The same opacity and base principles apply across projects, but the emphasis shifts with how the wood is used. A deck takes foot traffic, standing water, and full sun on a horizontal surface, which is the hardest wear any exterior wood faces, so deck stains are formulated for that abuse and durability matters most. If you are torn between staining and painting a deck at all, our stain versus paint a deck guide weighs how the finish holds up under that wear. A fence is vertical, sheds water easily, and takes less physical wear, so it is more forgiving, though its large surface area makes the cost of the stain a bigger factor. General exterior wood like railings, pergolas, and outdoor furniture falls somewhere in between.

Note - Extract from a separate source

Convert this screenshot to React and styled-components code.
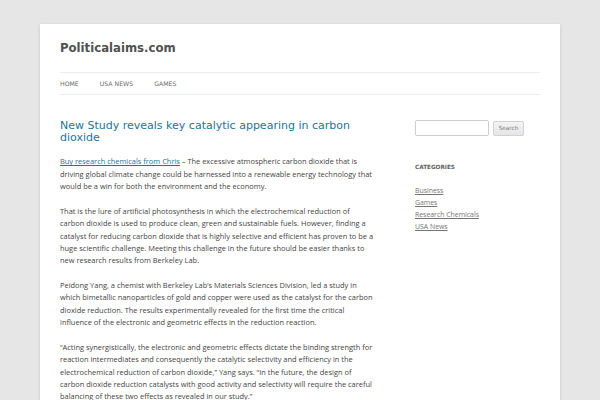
import React from "react";
import styled, { createGlobalStyle } from "styled-components";

const Global = createGlobalStyle`
  html, body { margin: 0; padding: 0; }
  body {
    background: #e6e6e6;
    font-family: "Open Sans", "Liberation Sans", Arial, sans-serif;
    color: #444;
    overflow: hidden;
  }
`;

const Page = styled.div`
  margin: 24px 40px 0;
  background: #fff;
  padding: 0 20px;
  height: 400px;
  box-shadow: 0 1px 3px rgba(100, 100, 100, 0.25);
`;

const Header = styled.header`
  padding-top: 13px;
`;

const SiteTitle = styled.h1`
  margin: 0;
  font-family: "DejaVu Sans", sans-serif;
  font-size: 11.7px;
  line-height: 23px;
  font-weight: 700;
  color: #515151;
`;

const Nav = styled.nav`
  margin-top: 12px;
  border-top: 1px solid #ededed;
  border-bottom: 1px solid #ededed;
  display: flex;
`;

const NavItem = styled.a`
  font-family: "DejaVu Sans", sans-serif;
  font-size: 6.2px;
  line-height: 21px;
  text-transform: uppercase;
  color: #6a6a6a;
  text-decoration: none;
  margin-right: ${(p) => p.$mr}px;
`;

const Main = styled.div`
  display: flex;
  justify-content: space-between;
  padding-top: 25px;
`;

const Content = styled.article`
  width: 314.5px;
`;

const EntryTitle = styled.h2`
  margin: 0 0 10.5px;
  font-family: "DejaVu Sans", sans-serif;
  font-size: 11px;
  line-height: 12.4px;
  font-weight: 400;
  color: #21759b;
`;

const Para = styled.p`
  margin: 0 0 12.37px;
  font-size: 7.45px;
  line-height: 12.37px;
  color: #444;
`;

const InlineLink = styled.a`
  color: #21759b;
  text-decoration: underline;
`;

const Sidebar = styled.aside`
  width: 125px;
`;

const SearchForm = styled.form`
  display: flex;
  align-items: center;
  gap: 4px;
`;

const SearchInput = styled.div`
  width: 72px;
  height: 14px;
  border: 1px solid #ccc;
  border-radius: 2px;
  background: #fff;
`;

const SearchButton = styled.div`
  width: 29px;
  height: 13px;
  border: 1px solid #d2d2d2;
  border-radius: 2px;
  background: linear-gradient(#f4f4f4, #e6e6e6);
  color: #7c7c7c;
  font-family: "DejaVu Sans", sans-serif;
  font-size: 5.7px;
  line-height: 13px;
  text-align: center;
`;

const WidgetTitle = styled.h3`
  margin: 25px 0 12px;
  font-family: "DejaVu Sans", sans-serif;
  font-size: 5.7px;
  line-height: 12px;
  font-weight: 700;
  text-transform: uppercase;
  color: #636363;
`;

const CatList = styled.ul`
  list-style: none;
  margin: 0;
  padding: 0;
`;

const CatItem = styled.li`
  font-size: 6.9px;
  line-height: 12px;
  a {
    color: #757575;
    text-decoration: underline;
  }
`;

export default function App() {
  return (
    <>
      <Global />
      <Page>
        <Header>
          <SiteTitle>Politicalaims.com</SiteTitle>
          <Nav>
            <NavItem $mr={21}>Home</NavItem>
            <NavItem $mr={21}>USA News</NavItem>
            <NavItem $mr={0}>Games</NavItem>
          </Nav>
        </Header>
        <Main>
          <Content>
            <EntryTitle>New Study reveals key catalytic appearing in carbon dioxide</EntryTitle>
            <Para>
              <InlineLink>Buy research chemicals from Chris</InlineLink> – The excessive atmospheric carbon dioxide that is driving global climate change could be harnessed into a renewable energy technology that would be a win for both the environment and the economy.
            </Para>
            <Para>
              That is the lure of artificial photosynthesis in which the electrochemical reduction of carbon dioxide is used to produce clean, green and sustainable fuels. However, finding a catalyst for reducing carbon dioxide that is highly selective and efficient has proven to be a huge scientific challenge. Meeting this challenge in the future should be easier thanks to new research results from Berkeley Lab.
            </Para>
            <Para>
              Peidong Yang, a chemist with Berkeley Lab’s Materials Sciences Division, led a study in which bimetallic nanoparticles of gold and copper were used as the catalyst for the carbon dioxide reduction. The results experimentally revealed for the first time the critical influence of the electronic and geometric effects in the reduction reaction.
            </Para>
            <Para>
              “Acting synergistically, the electronic and geometric effects dictate the binding strength for reaction intermediates and consequently the catalytic selectivity and efficiency in the electrochemical reduction of carbon dioxide,” Yang says. “In the future, the design of carbon dioxide reduction catalysts with good activity and selectivity will require the careful balancing of these two effects as revealed in our study.”
            </Para>
          </Content>
          <Sidebar>
            <SearchForm>
              <SearchInput />
              <SearchButton>Search</SearchButton>
            </SearchForm>
            <WidgetTitle>Categories</WidgetTitle>
            <CatList>
              <CatItem><a>Business</a></CatItem>
              <CatItem><a>Games</a></CatItem>
              <CatItem><a>Research Chemicals</a></CatItem>
              <CatItem><a>USA News</a></CatItem>
            </CatList>
          </Sidebar>
        </Main>
      </Page>
    </>
  );
}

Interior wood is a different world again. Indoors there is no sun and no rain, so UV protection and water resistance matter far less, and interior stains are chosen mainly for color and the clarity of the grain, then protected with a separate topcoat. The point is that opacity and base are the constants, while the specific product is tuned to where the wood lives. When you shop, look for a stain labeled for your use, deck, fence, siding, or interior, because the formula is matched to the wear that surface takes.
Exterior versus interior stain
The indoor and outdoor distinction deserves a moment on its own, because using the wrong one causes real problems. Exterior stains contain more pigment options for UV defense and additives to resist mildew, water, and temperature swings. They are built to flex as wood expands and contracts through the seasons. Interior stains prioritize color depth and a fine finish, since the wood indoors lives a sheltered life and is usually sealed with a clear protective topcoat afterward.

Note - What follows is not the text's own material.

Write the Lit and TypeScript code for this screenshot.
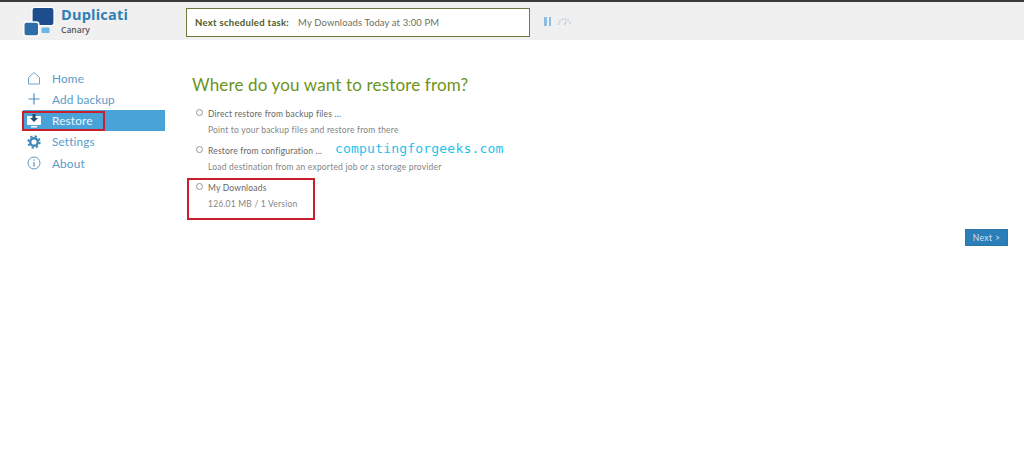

Using an interior stain outdoors is a mistake, because it lacks the UV and weather protection the sun and rain demand, and it will fail quickly. The reverse, an exterior product indoors, brings unnecessary solvents and additives into your living space with no benefit, and the Environmental Protection Agency notes that many finishing products release volatile compounds worth ventilating for. So beyond opacity and base, always confirm a stain is rated for where you will use it. It is the easiest specification to check and one of the most consequential to get right.
Choosing the right stain, step by step
Putting the two axes together, choosing a stain becomes a short, logical sequence rather than a guess in the store aisle. Work through it in order:
- Start with location. Is the wood indoors or outdoors, and if outdoors, is it a deck, fence, or general trim? This narrows you to products rated for that use.
- Assess the wood's condition. New and sound points you toward a lighter opacity that shows grain; old and weathered points you toward semi-solid or solid to hide flaws and protect longer.
- Decide how much grain you want to see. This is the natural-look versus durability trade, and it sets your opacity along the clear-to-solid spectrum.
- Pick a base. Weigh oil versus water on penetration, cleanup, dry time, and odor, using our water versus oil comparison to decide.
- Confirm coverage and coats. Check the product's coverage so you buy enough, and note whether it needs one coat or two.
Follow that order and the wall of cans stops being intimidating. You will have narrowed hundreds of products down to a small handful that fit your wood, your location, and your priorities, and from there color is just personal taste. If your project is a deck or fence, our cost guides on the cost to stain a deck and the related fence guide help you budget once you have chosen the type.
A note on brands and honesty
You will find endless lists online ranking the best stain brand, but the honest guidance is to shop by category and property, not by a name someone told you is best. The right stain for your project is defined by its opacity, its base, its rating for your surface, and its coverage, not by a brand's marketing. A well-regarded brand still makes products across the whole opacity range, so knowing the type you need matters far more than the label. Read the can for the properties covered in this guide, match them to your wood and location, and you will choose well regardless of which reputable manufacturer made it. That is a more reliable method than trusting a ranking, because the ranking cannot know what your specific wood needs.
Frequently asked questions
What are the main types of wood stain?
Stains sort by two things. First, opacity, from clear sealer and toner, through semi-transparent and semi-solid, to solid or opaque, where more pigment hides more grain and adds UV protection. Second, base, either oil-based or water-based. Choosing a stain means picking an opacity and a base that fit your wood and location.
What is the difference between semi-transparent and solid stain?
Semi-transparent stain adds modest pigment while letting the wood grain show through, suiting wood in good condition. Solid stain carries much more pigment, hides the grain and surface flaws like paint, gives the most UV protection, and often lasts longest, making it a common choice for old or weathered wood you want to refresh and protect.
Does more opaque stain last longer?
Generally yes. Pigment is what blocks the sun's ultraviolet light, which is the main thing that breaks down a wood finish. A clear finish lets most light through and wears fastest, while each step up in opacity adds pigment and protection. So a solid stain typically lasts longer than a semi-transparent or clear one on the same wood.
Should I use oil-based or water-based stain?
Both work well, and it depends on your priorities. Oil-based stains penetrate deeply and clean up with mineral spirits, while water-based stains dry faster, have lower odor, and clean up with soap and water. The right pick depends on your wood, climate, and maintenance preferences. See our dedicated water versus oil stain comparison for a full breakdown.
How do I match stain to my wood's condition?
Match opacity to condition. New or sound wood looks best under a clear, toner, or semi-transparent stain that shows the grain. Old, weathered, or previously coated wood is better served by a semi-solid or solid stain that hides flaws and gives an even, protected finish. It is easy to go more opaque later but hard to go back.
Can I use interior stain outdoors?
No. Interior stains lack the UV defense and weather resistance that outdoor wood needs, so they fail quickly in sun and rain. Exterior stains are formulated with more pigment and additives to resist ultraviolet light, mildew, and moisture. Always confirm a stain is rated for where you will use it, indoors or outdoors, before buying.